VEON Founder and Chairman Augie Fabela told said on Saturday that the United Arab Emirates emerged from the opening weeks of Iran’s missile and drone campaign as a regional leader, citing what he described as a prepared defense, a business-first government posture during the crisis, and a clean break from OPEC.
He made the comments on “America Right Now,” promoting his new book, “Tenacity: The UAE’s Finest Hour,” which documents the first 31 days of the conflict.
The conflict erupted in late February when a joint U.S.-Israeli strike on Iran prompted Tehran to fire on U.S. partners across the Gulf, including the UAE.
By early April, the UAE Defense Ministry said its air defenses had engaged 475 ballistic missiles, 23 cruise missiles, and 2,085 drones since the campaign began.
Fabela, who stayed in Dubai through the fighting, said what he watched was not improvisation.
“They were prepared, they executed, they made decisions quickly, and they are absolutely focused on the future,” he said.
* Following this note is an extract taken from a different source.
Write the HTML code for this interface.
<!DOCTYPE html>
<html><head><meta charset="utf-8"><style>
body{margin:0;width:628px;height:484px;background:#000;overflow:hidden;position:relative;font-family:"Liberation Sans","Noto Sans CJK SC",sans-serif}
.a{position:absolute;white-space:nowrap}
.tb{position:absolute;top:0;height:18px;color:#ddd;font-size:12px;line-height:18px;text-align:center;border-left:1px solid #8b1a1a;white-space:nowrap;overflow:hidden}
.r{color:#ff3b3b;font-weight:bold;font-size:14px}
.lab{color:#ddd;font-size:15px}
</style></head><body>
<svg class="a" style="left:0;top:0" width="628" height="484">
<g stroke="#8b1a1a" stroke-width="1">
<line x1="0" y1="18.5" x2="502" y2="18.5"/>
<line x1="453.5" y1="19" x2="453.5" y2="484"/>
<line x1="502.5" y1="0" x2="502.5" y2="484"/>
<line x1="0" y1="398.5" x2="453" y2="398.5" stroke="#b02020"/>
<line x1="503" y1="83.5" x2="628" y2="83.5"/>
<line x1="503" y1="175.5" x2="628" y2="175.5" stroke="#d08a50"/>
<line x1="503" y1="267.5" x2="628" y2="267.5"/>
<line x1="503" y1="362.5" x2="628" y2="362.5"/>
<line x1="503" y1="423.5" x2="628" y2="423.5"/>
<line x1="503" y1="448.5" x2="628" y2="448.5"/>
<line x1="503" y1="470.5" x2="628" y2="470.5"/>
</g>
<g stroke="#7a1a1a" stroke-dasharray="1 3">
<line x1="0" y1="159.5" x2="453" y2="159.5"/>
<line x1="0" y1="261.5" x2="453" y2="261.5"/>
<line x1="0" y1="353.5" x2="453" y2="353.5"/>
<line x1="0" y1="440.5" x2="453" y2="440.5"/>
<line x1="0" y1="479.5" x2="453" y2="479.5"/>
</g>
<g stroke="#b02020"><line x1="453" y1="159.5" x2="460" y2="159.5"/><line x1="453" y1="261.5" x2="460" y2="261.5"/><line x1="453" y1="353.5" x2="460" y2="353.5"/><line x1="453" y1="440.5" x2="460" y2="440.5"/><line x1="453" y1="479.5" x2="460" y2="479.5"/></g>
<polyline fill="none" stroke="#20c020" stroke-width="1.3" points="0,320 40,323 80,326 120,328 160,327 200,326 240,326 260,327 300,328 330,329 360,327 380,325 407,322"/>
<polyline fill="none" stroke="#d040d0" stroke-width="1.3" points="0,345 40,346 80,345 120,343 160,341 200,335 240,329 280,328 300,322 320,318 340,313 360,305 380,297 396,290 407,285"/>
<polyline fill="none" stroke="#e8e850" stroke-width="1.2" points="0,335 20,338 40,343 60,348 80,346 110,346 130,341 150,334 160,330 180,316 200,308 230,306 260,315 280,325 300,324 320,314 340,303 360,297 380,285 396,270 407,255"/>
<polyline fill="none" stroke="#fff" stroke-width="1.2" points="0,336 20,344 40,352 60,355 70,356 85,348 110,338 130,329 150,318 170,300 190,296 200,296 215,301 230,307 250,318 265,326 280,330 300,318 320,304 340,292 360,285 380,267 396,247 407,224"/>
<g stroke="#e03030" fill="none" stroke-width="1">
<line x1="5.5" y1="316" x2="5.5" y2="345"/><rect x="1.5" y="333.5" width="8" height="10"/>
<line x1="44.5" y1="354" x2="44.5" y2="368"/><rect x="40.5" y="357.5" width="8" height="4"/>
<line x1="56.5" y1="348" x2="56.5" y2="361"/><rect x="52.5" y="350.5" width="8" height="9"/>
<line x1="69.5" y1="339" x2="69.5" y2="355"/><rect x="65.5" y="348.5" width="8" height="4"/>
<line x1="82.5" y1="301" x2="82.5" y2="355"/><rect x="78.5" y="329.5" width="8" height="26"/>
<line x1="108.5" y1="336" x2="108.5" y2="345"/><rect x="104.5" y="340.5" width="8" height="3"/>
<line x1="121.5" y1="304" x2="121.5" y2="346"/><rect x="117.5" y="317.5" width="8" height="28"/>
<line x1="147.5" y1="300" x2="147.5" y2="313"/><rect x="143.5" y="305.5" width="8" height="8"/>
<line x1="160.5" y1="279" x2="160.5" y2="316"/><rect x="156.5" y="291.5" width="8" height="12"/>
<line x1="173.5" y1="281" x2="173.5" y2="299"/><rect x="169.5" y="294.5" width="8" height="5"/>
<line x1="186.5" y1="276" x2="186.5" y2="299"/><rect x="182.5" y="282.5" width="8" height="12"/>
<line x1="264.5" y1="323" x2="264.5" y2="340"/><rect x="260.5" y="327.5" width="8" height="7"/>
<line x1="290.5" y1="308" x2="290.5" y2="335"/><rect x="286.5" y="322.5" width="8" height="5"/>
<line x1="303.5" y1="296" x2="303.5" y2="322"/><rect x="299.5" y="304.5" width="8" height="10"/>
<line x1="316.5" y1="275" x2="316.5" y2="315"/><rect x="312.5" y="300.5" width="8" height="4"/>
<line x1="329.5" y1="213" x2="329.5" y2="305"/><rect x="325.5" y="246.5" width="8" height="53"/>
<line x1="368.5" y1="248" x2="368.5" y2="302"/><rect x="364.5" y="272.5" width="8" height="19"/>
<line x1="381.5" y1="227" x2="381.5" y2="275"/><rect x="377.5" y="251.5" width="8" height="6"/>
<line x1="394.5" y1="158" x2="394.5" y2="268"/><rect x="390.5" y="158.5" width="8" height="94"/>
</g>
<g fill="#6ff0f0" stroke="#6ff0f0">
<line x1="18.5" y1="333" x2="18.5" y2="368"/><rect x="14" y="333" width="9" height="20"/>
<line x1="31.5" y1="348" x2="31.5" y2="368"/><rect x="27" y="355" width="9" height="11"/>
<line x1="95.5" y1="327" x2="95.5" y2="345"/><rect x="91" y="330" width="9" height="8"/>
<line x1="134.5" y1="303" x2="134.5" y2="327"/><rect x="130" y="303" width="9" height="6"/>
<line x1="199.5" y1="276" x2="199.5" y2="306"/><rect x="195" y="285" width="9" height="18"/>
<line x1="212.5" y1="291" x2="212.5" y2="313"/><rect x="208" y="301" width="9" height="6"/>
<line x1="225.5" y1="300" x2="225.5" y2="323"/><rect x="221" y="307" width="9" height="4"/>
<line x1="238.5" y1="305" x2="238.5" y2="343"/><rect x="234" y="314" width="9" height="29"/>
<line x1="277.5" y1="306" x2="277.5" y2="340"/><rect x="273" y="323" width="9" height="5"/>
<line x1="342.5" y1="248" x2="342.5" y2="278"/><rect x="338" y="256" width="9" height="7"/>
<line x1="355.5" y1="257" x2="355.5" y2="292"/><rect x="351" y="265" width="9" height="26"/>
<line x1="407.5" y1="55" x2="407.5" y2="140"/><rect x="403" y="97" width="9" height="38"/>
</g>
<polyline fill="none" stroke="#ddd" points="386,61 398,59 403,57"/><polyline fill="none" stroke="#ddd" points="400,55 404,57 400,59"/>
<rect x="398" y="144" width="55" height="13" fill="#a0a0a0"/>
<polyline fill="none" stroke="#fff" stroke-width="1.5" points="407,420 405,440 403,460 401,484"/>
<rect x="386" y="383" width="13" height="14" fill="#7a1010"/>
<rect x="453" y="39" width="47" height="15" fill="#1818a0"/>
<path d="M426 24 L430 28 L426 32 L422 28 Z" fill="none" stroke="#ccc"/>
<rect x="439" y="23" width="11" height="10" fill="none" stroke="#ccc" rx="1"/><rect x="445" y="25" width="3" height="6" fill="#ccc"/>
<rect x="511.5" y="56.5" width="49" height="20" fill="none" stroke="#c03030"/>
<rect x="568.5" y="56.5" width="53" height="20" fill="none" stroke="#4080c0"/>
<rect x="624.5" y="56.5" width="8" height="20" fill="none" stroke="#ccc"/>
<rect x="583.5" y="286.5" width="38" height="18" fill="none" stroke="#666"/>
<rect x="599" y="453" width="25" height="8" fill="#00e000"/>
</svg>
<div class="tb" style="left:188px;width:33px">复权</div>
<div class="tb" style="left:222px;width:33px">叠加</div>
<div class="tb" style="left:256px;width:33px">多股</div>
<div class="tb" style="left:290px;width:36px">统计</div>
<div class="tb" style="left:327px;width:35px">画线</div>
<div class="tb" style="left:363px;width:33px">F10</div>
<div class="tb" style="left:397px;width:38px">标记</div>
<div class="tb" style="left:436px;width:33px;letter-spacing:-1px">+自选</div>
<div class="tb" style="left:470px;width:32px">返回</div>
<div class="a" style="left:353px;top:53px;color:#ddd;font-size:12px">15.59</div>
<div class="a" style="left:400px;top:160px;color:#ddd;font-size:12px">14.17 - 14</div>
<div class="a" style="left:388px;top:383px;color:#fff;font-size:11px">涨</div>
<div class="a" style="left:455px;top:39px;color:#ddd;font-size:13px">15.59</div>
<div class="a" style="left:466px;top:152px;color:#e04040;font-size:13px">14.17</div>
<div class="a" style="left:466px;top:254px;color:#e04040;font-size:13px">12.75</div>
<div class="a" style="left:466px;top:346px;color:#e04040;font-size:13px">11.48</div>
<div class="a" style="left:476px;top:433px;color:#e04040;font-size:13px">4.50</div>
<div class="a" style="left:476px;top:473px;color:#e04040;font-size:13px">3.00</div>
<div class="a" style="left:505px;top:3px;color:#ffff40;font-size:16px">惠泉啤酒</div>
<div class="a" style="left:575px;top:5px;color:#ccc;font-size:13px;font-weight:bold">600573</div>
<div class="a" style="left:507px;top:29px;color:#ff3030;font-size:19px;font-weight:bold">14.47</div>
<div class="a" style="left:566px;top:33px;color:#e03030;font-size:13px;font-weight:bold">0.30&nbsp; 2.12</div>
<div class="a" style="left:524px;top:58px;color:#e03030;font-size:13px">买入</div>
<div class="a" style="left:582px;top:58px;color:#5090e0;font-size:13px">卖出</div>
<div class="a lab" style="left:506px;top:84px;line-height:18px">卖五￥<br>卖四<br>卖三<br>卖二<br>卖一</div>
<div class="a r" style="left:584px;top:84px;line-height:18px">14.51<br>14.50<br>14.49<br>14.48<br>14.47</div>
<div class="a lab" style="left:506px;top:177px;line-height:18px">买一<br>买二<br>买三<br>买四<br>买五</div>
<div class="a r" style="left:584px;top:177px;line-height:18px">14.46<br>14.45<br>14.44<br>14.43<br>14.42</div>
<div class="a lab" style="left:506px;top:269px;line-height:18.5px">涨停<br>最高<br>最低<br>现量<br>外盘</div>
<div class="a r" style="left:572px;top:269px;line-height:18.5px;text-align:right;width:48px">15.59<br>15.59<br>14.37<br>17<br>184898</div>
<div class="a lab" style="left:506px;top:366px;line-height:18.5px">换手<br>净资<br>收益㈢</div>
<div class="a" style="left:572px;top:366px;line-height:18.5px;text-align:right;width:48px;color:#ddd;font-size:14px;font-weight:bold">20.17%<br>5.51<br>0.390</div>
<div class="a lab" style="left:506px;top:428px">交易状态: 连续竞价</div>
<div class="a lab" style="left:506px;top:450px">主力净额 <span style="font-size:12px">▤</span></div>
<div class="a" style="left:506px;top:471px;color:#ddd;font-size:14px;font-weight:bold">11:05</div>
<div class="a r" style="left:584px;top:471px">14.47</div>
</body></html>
The title of his book was deliberate, he added: “Tenacity captures those three elements of past, present, and future.”
He credited Emirati leaders with treating the private sector as a partner from the opening days of the conflict.
“Three days into the crisis, the first thing that was done by the leadership is they called in the business leaders and asked what can we do to help you,” Fabela said.
He described officials moving with what he called the speed of necessity. “They know how to make decisions at, what I call, at the speed of need,” he said.
VEON, which Fabela described as the largest U.S. NASDAQ-listed global digital operator headquartered in the UAE, relocated its headquarters to Dubai a little over a year ago.
Asked about the UAE’s strategic posture, Fabela pointed to its April 28 announcement that it would withdraw from OPEC and OPEC+ effective May 1, ending nearly 60 years of membership.
UAE Energy Minister Suhail Al Mazrouei told CNBC that the exit was timed to minimize market disruption and give Abu Dhabi room to push toward a 5 million-barrel-per-day production target by 2027.
Fabela declined to predict the politics but said Emirati leadership would keep driving regional economic growth, casting the country as “not just the hub, but really a platform for building the future of the economy, not just in that region, but as a platform for a much wider global state.”
He said he had “a lot of optimism that they will lead the UAE and the region into a great future going forward.”
For Americans, he said, the practical takeaway was access. “They’re a great ally for us,” Fabela said, predicting that “you’re going to see a lot more businesses coming.”